Стратегия интерпретации не так уж и плоха, если интерпретировать означает набирать публикации для университетских конкурсов. Но если каждый всегда говорит то, чего не хотел сказать, тогда все мы говорим одно и то же. Не существует больше символического модуса как наивысшей языковой стратегии, а разговариваем мы иносказательно, кто в лес кто по дрова, всегда символами, потому что наш язык болен. Когда нет нормы, тогда нет и отступления от нее. Мы все разговариваем стихами, все открываем миру нечто сокровенное, даже когда сообщаем, что оплатим страховку во вторник. Что за наказание жить в таком орфическом мире, где нет места для языка простого привратника! Но там, где не может говорить простой привратник, молчит и поэт.
Вторая ересь возникла в мире массовой информации, привыкшем к заговорам, закодированным фразам, сокращениям, обещанным, а затем расторгнутым союзам, сплетням о скорых, но так и не состоявшихся разводах. Эта ересь ищет в каждом событии, каждом выражении секретное послание. Проклятие современному писателю! Не буду рассказывать о личном опыте, но попытаюсь воссоздать ситуацию, в которой оказался бы писатель прошлого, если бы ему пришлось отвечать на вопросы критиков или журналистов нашего времени.
Предположим, что перед нами Леопарди, и представим “Диалог между Поэтом и Редактором иллюстрированного журнала”…

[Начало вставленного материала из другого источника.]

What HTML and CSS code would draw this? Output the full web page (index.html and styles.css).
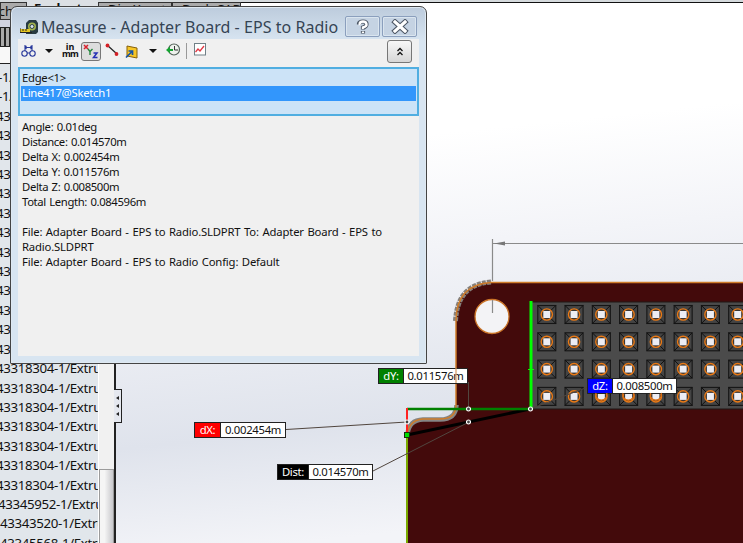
FILE: index.html
```html
<!DOCTYPE html>
<html lang="en">
<head>
<meta charset="utf-8">
<title>Measure - Adapter Board - EPS to Radio</title>
<link rel="stylesheet" href="styles.css">
</head>
<body>
<div class="desktop">
  <div class="tabs"><span class="tab first">Sketch</span><span class="tab active">Evaluate</span><span class="tab dim">DimXpert</span><span class="tab pcb">Dock CAD</span></div>
  <div class="workspace">
    <aside class="sidebar">
      <div class="tree-tools"><i></i><i></i></div>
      <div class="tree-body">
        <ul class="tree" id="tree"></ul>
        <div class="scroll"><div class="thumb"></div></div>
      </div>
    </aside>
    <main class="viewport"></main>
  </div>
  <svg class="model" width="743" height="543" viewBox="0 0 743 543">
    <defs>
      <g id="pin">
        <rect x="-9" y="-9" width="18" height="18" fill="#444" stroke="#151515" stroke-width="1.1"/>
        <path d="M-9-9 9 9M9-9-9 9" stroke="#101010" stroke-width="1"/>
        <circle r="5.6" fill="#3a3633" stroke="#ea7a16" stroke-width="1.4"/>
        <rect x="-3.5" y="-3.5" width="7" height="7" fill="#ededf3"/>
      </g>
      <g id="node"><circle r="2" fill="#444" stroke="#fff" stroke-width="1.2"/></g>
    </defs>
    <path d="M743 282.500H491Q457 283 456 321V405Q456 419 440 419H423Q409 420 407 435V543H743Z" fill="#430a0b"/>
    <path d="M455.500 321C457 297 467 284 491 282" fill="none" stroke="#85807c" stroke-width="5" stroke-dasharray="4 1"/>
    <path d="M456.500 405Q456 419.500 440 419.500H423Q409 420 407.500 434" fill="none" stroke="#858585" stroke-width="4.5"/>
    <path d="M743 282.500H491C467 284 456 297 456 321V405Q456 419 440 419H423Q409 420 407 435" fill="none" stroke="#cf7c2a" stroke-width="1.5"/>
    <circle cx="492" cy="316.500" r="17" fill="#f3f3f6" stroke="#cb7428" stroke-width="1.3"/>
    <path d="M492.500 239V281M492.500 300V313M493 243.500H743" stroke="#8a8a8a" stroke-width="1.2"/>
    <path d="M494 243.500 505 241.500V245.500Z" fill="#777"/>
    <rect x="530" y="302" width="214" height="107" fill="#4b4b4b"/><path d="M530 302H743M530 409H743" stroke="#211817"/>
    <g id="pins"></g>
    <path d="M531 301V409" stroke="#0f0" stroke-width="3"/><path d="M528 369.500H534" stroke="#0f0"/>
    <path d="M407 435 530 409" stroke="#000" stroke-width="3"/>
    <path d="M407 409H530" stroke="#008000" stroke-width="2.500"/>
    <path d="M407 408V435" stroke="#f22" stroke-width="2"/>
    <path d="M407 435V543" stroke="#7bab00" stroke-width="2"/>
    <path d="M286 429.500 407 422M373 471 469 422M468.500 382V409M530 409 588 387" fill="none" stroke="#51463f"/>
    <use href="#node" x="407" y="422"/><use href="#node" x="468.500" y="409"/><use href="#node" x="468.500" y="422"/><use href="#node" x="530.500" y="409"/>
    <rect x="404.500" y="432.500" width="5" height="5" fill="#0d0" stroke="#163008"/>
  </svg>
  <div class="callout dx"><b>dX:</b><span>0.002454m</span></div>
  <div class="callout dy"><b>dY:</b><span>0.011576m</span></div>
  <div class="callout dz"><b>dZ:</b><span>0.008500m</span></div>
  <div class="callout dist"><b>Dist:</b><span>0.014570m</span></div>
  <svg class="overlay" width="743" height="543" viewBox="0 0 743 543">
    <path d="M456 368V383" stroke="#d69a62" stroke-width="1.200"/>
    <g fill="none" stroke="#dc6e12" stroke-width="1.300"><path d="M596 393a5.600 5.600 0 1 0 10.700 0M623 393a5.600 5.600 0 1 0 10.700 0M650.500 393a5.600 5.600 0 1 0 10.700 0"/></g>
  </svg>
  <div class="splitter"><i></i><i></i><i></i></div>

  <section class="window">
    <header class="titlebar">
      <svg class="tape" width="18" height="15" viewBox="0 0 18 15"><path d="M6 3 9 0h7l2 3v9l-2 2H6Z" fill="#273b42"/><circle cx="12" cy="6.500" r="4" fill="#a1b34f"/><circle cx="12" cy="6.500" r="2" fill="#d8e5ec" stroke="#30424a"/><path d="M0 9h10v3H0Z" fill="#e2c520"/><path d="M0 8v5M3 9v2M6 9v2M0 12.500h12" stroke="#222"/></svg>
      <h1>Measure - Adapter Board - EPS to Radio</h1>
      <div class="caption-buttons">
        <button><svg width="14" height="16" viewBox="0 0 14 16"><path d="M3 5.500V4.500Q3.500 2.500 7 2.500t3.500 2.500T7 8.500V10.500M7 12v2.500" fill="none" stroke="#4b5563" stroke-width="4.200"/><path d="M2.500 5H3.500Q4 2.500 7 2.500t3.500 2.500T7 8.500V10M7 12.500v1.500" fill="none" stroke="#fff" stroke-width="2.400"/></svg></button>
        <button><svg width="18" height="15" viewBox="0 0 18 15"><path d="m4 3 10 9m0-9-10 9" stroke="#4b5563" stroke-width="5.200" stroke-linecap="square"/><path d="m4 3 10 9m0-9-10 9" stroke="#fff" stroke-width="3.200" stroke-linecap="square"/></svg></button>
      </div>
    </header>
    <div class="client">
      <div class="toolbar">
        <svg class="calipers" width="16" height="14" viewBox="0 0 16 14"><g fill="none" stroke="#29399b" stroke-width="1.100"><circle cx="3.500" cy="9.500" r="2.700"/><circle cx="11.500" cy="9.500" r="2.700"/><path d="M4 1v6M11 1v6M4 3.500h7M5.500 2 4 3.500 5.500 5M9.500 2 11 3.500 9.500 5M6 9h3"/></g></svg>
        <i class="arrow a1"></i>
        <div class="units"><span>in</span><span>mm</span></div>
        <div class="xyz"><svg width="18" height="17" viewBox="0 0 18 17"><path d="m2 2 4 4m0-4L2 6" stroke="#d9222d" stroke-width="1.500"/><path d="m6 6 2 2.500L10.500 6M8 8.500V12" fill="none" stroke="#23863b" stroke-width="1.400"/><path d="M11.500 10H15l-3.500 4.500h4" fill="none" stroke="#2630b5" stroke-width="1.500"/></svg></div>
        <svg class="point" width="14" height="14" viewBox="0 0 14 14"><path d="m2 2 10 9" stroke="#222" stroke-width="1.200"/><circle cx="2.500" cy="2.500" r="1.900" fill="#d32026"/><circle cx="11.500" cy="11" r="1.900" fill="#d32026"/></svg>
        <svg class="proj" width="14" height="14" viewBox="0 0 14 14"><path d="m2 1 10 2v10L2 11Z" fill="#f6c526" stroke="#86600b"/><path d="m1 12.500 6-6M3.500 6H7.500v4" fill="none" stroke="#1552a5" stroke-width="1.700"/></svg>
        <i class="arrow a2"></i>
        <svg class="history" width="15" height="14" viewBox="0 0 15 14"><circle cx="8" cy="6.500" r="5.500" fill="#eef2ed" stroke="#536159" stroke-width="1.200"/><path d="M8.500 3v4h3.500" fill="none" stroke="#333"/><path d="M1 7h6" stroke="#16a432" stroke-width="2"/><path d="M0 7 4 3.500v7Z" fill="#16a432"/></svg>
        <i class="sep"></i>
        <svg class="chart" width="12" height="13" viewBox="0 0 12 13"><rect x=".5" y=".5" width="11" height="11.500" fill="#fff" stroke="#708087"/><path d="m1.500 9 2.500-3 2 2 4-5" fill="none" stroke="#df3945" stroke-width="1.300"/></svg>
        <button class="collapse"><svg width="10" height="10" viewBox="0 0 10 10"><path d="m2.500 4 2.500-2.500L7.500 4M2.500 8 5 5.500 7.500 8" fill="none" stroke="#111" stroke-width="1.300"/></svg></button>
      </div>
      <div class="selection"><div>Edge&lt;1&gt;</div><div class="selected">Line417@Sketch1</div></div>
      <div class="results">
        <p>Angle: 0.01deg</p><p>Distance: 0.014570m</p><p>Delta X: 0.002454m</p><p>Delta Y: 0.011576m</p><p>Delta Z: 0.008500m</p><p>Total Length: 0.084596m</p>
        <p class="file">File: Adapter Board - EPS to Radio.SLDPRT To: Adapter Board - EPS to<br>Radio.SLDPRT</p><p class="config">File: Adapter Board - EPS to Radio Config: Default</p>
      </div>
    </div>
  </section>
</div>
<script src="script.js"></script>
</body>
</html>
```
FILE: styles.css
```css
*{box-sizing:border-box}
body{margin:0;overflow:hidden;font-family:"Noto Sans","Open Sans",sans-serif;color:#111}
.desktop{position:relative;width:743px;height:543px;display:flex;flex-direction:column;overflow:hidden}
.tabs{height:20px;flex:none;display:flex;background:linear-gradient(#d5dadd 0 2px,#111 2px 3px,#fff 3px);font-size:13px;line-height:20px;overflow:hidden}
.tab{display:block;white-space:nowrap;overflow:hidden;flex:none;border:1px solid #333;background:#aaa}
.tab.first{width:27px;display:flex;justify-content:flex-end;padding-right:13px;line-height:17px;margin-top:2px}
.tab.active{width:71px;background:#dce0e4;border:0;padding-left:7px;line-height:17px;font-weight:700}
.tab.dim{width:74px;padding-left:9px;margin-top:2px;line-height:12px}
.tab.pcb{width:69px;padding-left:9px;margin-top:2px;line-height:12px}
.workspace{display:flex;flex:1;min-height:0}
.sidebar{width:116px;background:#e1e6eb;border-right:2px solid #222;display:flex;flex-direction:column;flex:none}
.tree-tools{height:44px;flex:none;background:linear-gradient(#d1d3e0 0 7px,#aaa 7px 27px,#f8f8f8 27px 43px,#222 43px);display:flex;padding-top:7px}
.tree-tools i{width:5px;height:20px;border:1px solid #222;background:#aaa}
.tree-body{display:flex;flex:1;min-height:0}
.tree{width:98px;list-style:none;margin:0;padding:4px 0 0;font-size:13.300px;line-height:19.420px;overflow:hidden;white-space:nowrap;letter-spacing:-.35px}
.tree li{height:19.420px;text-indent:-4px}
.tree .near{text-indent:-2px}
.tree .inset{text-indent:0}
.scroll{width:16px;background:#f1f1f1;border-left:1px solid #fff;padding-top:405px}
.thumb{height:90px;border:1px solid #9b9b9b;background:linear-gradient(90deg,#f5f5f5 35%,#c8c8cc)}
.viewport{flex:1;background:linear-gradient(174deg,#fff 25%,#f3f4f8 44%,#dfe3ec 73%,#f3f4f8 92%)}
.model,.overlay{position:absolute;left:0;top:0}
.callout{position:absolute;display:flex;height:16px;border:1px solid #222;background:#fff;font-size:11.300px;line-height:14px;white-space:nowrap;letter-spacing:-.3px}
.callout b{font-weight:400;color:#fff;text-align:center;border-right:1px solid #222}
.callout span{flex:1;text-align:center}
.dx{left:194px;top:422px;width:92px}.dx b{width:26px;background:#f00}
.dy{left:378px;top:368px;width:90px}.dy b{width:25px;background:#008000}
.dz{left:587px;top:378px;width:90px}.dz b{width:25px;background:#00f}
.dist{left:277px;top:464px;width:96px}.dist b{width:31px;background:#000}
.splitter{position:absolute;left:114px;top:389px;width:8px;height:34px;border:1px solid #222;border-left:0;background:#e5e8ef;display:flex;flex-direction:column;align-items:center;padding-top:6px;gap:4px}
.splitter i{border:2px solid transparent;border-right:3px solid #222;border-left:0}
.window{position:absolute;left:10px;top:6px;width:417px;height:358px;padding:0 7px 7px;border:1px solid #444;border-radius:7px 7px 1px 1px;background:linear-gradient(#bccbdc,#d8e5f1 34px);box-shadow:inset 0 0 0 1px #dfe9f2}
.titlebar{display:flex;height:32px;align-items:flex-start}
.tape{margin:13px 0 0 2px;flex:none}
h1{font-size:16px;line-height:24px;font-weight:400;color:#354454;margin:8px 0 0 3px;width:300px;white-space:nowrap;letter-spacing:.04px}
.caption-buttons{display:flex;gap:2px;margin:9px 0 0 4px}
.caption-buttons button{width:35px;height:21px;padding:0;border:1px solid #8b9fbd;border-radius:2px;background:#c5d3e3;box-shadow:inset 0 0 0 1px #dae5ef;display:grid;place-items:center;flex:none}
.client{height:317px;background:#f0f0f0}
.toolbar{height:28px;display:flex;align-items:flex-start;padding:3px 0 0 3px}
.toolbar>*{flex:none}
.calipers{margin-top:2px}
.arrow{border:4px solid transparent;border-top-color:#111;border-bottom:0;margin:7px 0 0 8px}
.units{width:16px;margin:1px 0 0 9px;text-align:center;font-weight:700;font-size:9px;line-height:7px}
.units span{display:block;letter-spacing:-.9px}
.units span:first-child{letter-spacing:0}
.xyz{width:20px;height:19px;border:1px solid #777;border-radius:3px;background:#ddd;margin-left:3px}
.point{margin:1px 0 0 4px}.proj{margin:3px 0 0 6px}.arrow.a2{margin-left:10px}.history{margin:1px 0 0 9px}
.sep{width:1px;height:16px;background:#999;margin:1px 0 0 5px}.chart{margin:1px 0 0 7px}
.collapse{width:25px;height:23px;margin:-2px 7px 0 auto;padding:0;border:1px solid #777;border-radius:3px;background:linear-gradient(#f7f7f7,#d6d6d6);display:grid;place-items:center}
.selection{height:49px;border:2px solid #50aee1;background:#cce3f7;padding:2px 1px 0;font-size:11.300px;line-height:15px;letter-spacing:-.28px}
.selection div{padding-left:1px;line-height:14px;height:15px}.selection .selected{background:#3296fc;color:#fff}
.results{padding:3px 4px;font-size:11.300px;line-height:15px;white-space:nowrap;letter-spacing:-.36px;word-spacing:.8px}
.results p{margin:0}.results .file{margin-top:15px;letter-spacing:-.17px}.results .config{letter-spacing:-.17px}
```
FILE: script.js
```js
const tree = document.getElementById("tree");
const tail = ["43345952-1/Extru", "43343520-1/Extru", "43345568-1/Extru"];
for (let i = 0; i < 25; i++) {
  const item = document.createElement("li");
  item.textContent = i < 2 ? "-1/Extru" : i >= 22 ? tail[i - 22] : "43318304-1/Extru";
  if (i < 2 || i === 22) item.className = "near";
  if (i > 22) item.className = "inset";
  tree.append(item);
}
const pins = document.getElementById("pins");
for (let row = 0; row < 4; row++) {
  for (let col = 0; col < 8; col++) {
    const pin = document.createElementNS("http://www.w3.org/2000/svg", "use");
    pin.setAttribute("href", "#pin");
    pin.setAttribute("x", 546.8 + col * 27.27);
    pin.setAttribute("y", 314.5 + row * 27.3);
    pins.append(pin);
  }
}
```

– Господин Леопарди, читатели заинтригованы тем фактом, что вы вскользь (не более чем в пятнадцати стихах) упоминаете о некоей беседе на холме, в которой вы размышляете о бесконечности. Почему этот холм “герметический”? Естественно, если позволите мне сделать предположение, это отсылка к гермам, которые поставил Алкивиад в знак несогласия с афинским правительством, что, в свою очередь, определенным образом намекает на конфликт прогрессистов и партии “Вперед, Италия!”…
– Да нет же, это просто пустынный холм: я использовал архаизм[72], и, признаться, это самый неудачный стих моей идиллии; но тот холм мне действительно мил, потому что я родился в тех краях.
– И почему вы тщательно изображаете глубокий покой мысли? Только не говорите, что это ясный и очевидный намек на нынешнюю политическую ситуацию, на неспокойное положение на мировом рынке, на неясную судьбу системы финансирования.